Metadata Management in Unstructured Data

Our guest this week is Kirk Marple, the founder of Unstruk data. He began his career in geospatial with his first job, making maps and performing various geospatial analyses. He later transitioned into software development in the media space, but still doubled back to geospatial from time to time. Currently, Kirk is most focused on dealing with geospatial data at Unstruk Data.

 

What is Unstructured Data?

Unstructured data is everything from imagery to audio, 3D point clouds, documents, emails, and many other digital files. The term unstructured is a bit of a misnomer, since there is always a known schema or file format for all these file types. The term unstructured may refer more to how people view data since a lot of people do not think about the bits on the disk when viewing data, but are more concerned with the contents.

 

Metadata in Unstructured Data

The metadata of unstructured data provide a starting point for working with unstructured data. They can be classified into three levels:

First Order Metadata is the data in the header of a file. It is the bare minimum of metadata that one can get out of a file i.e., you can read the EXIF data of an image, but if you are unable to read the image, you will not know what was actually captured.

Second Order Metadata is the data that helps in reading the file and identifying its contents. In the case of images, models are used to detect objects and identify what was captured. Bounding boxes and their tags, often used in training machine learning models, are perfect examples of second-order metadata in images.

Third Order Metadata is data pulled from making inferences across a bunch of related data and linked databases. This data provides a framework for contextualization that creates edges, like in a knowledge graph, that connect something to something else.
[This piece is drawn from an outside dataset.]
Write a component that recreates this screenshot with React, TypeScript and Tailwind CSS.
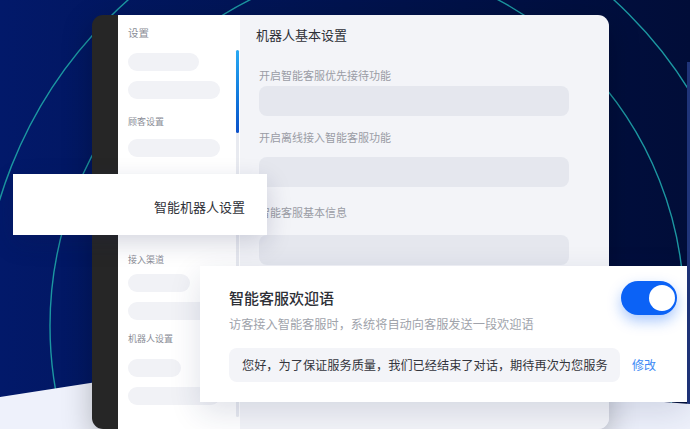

This can be thought of as the spider web that grows bigger as more edges are created, as more inferences are pulled.

 

Is Geospatial Data Unstructured Data?

Geospatial data is less unstructured largely because it has that extra bit of context- geographical location. It is common to have other information besides the location data in the EXIF metadata. For a phone or drone image you might get the speed, acceleration, camera angle, and a lot more information that gives geospatial data more structure. This makes it possible to get a tonne of information from a single file, just from the metadata.

 

Knowledge Graphs

Knowledge graphs follow the same principle as a relational database. While in a database there are tables with keys that link one table to another via related records, knowledge graphs morph and pivot on edges created from inferencing a bunch of data. They are more dynamic, and do not have the same challenge of constantly updating the schema like you would need to accomplish the same in a database. Knowledge graphs provide the flexibility of inventing new edges on the go and pivoting on any entity in the system to find all the things that they relate to.




How Far Out Should a Knowledge Graph Grow?

Knowledge graphs grow bigger and bigger when new connections are established from new data. The knowledge graph’s ‘spider web’ is theoretically infinite, since data enrichment is recursive. The spidering can continue on and on as long as more context can be found from an edge or link. There is a danger in having a never-ending spread of data. 

The risk itself lies in the concept of data enrichment being almost boundless. As such, excessive resources might be tied up to do enrichment of data that may never be needed by the customer. This places the customer’s needs at a critical position as the determining factor of how far out to grow a knowledge graph. 

A good general rule is to start cutting off the spider if more data is coming in, but no new changes are apparent on the graph.

 

Dark Data

Dark data is data in the archives that is no longer being used. Unstructured data has a tendency to go dark fast. There is a growing stream of new unstructured data from drones, robots, and even mobile phones that make it easy to toss old data away in preference of the new data that is supplied. A company that does aerial surveys may do analysis on a day’s data, or a week’s data, but when the data ages out a little bit, it goes dark, and becomes obsolete. Structuring this data in a knowledge graph provides a way to look across years of data and begin to see trends and commonalities. It bridges the gaps between daily workflows, and historical analytics.

 

Machine Learning Models

Models are an essential part of building knowledge graphs. They are the backbone for building edges and links upon which further inferences can be made. In order to develop these models, a human has to be put in the loop to train the model, review, and then validate its results. 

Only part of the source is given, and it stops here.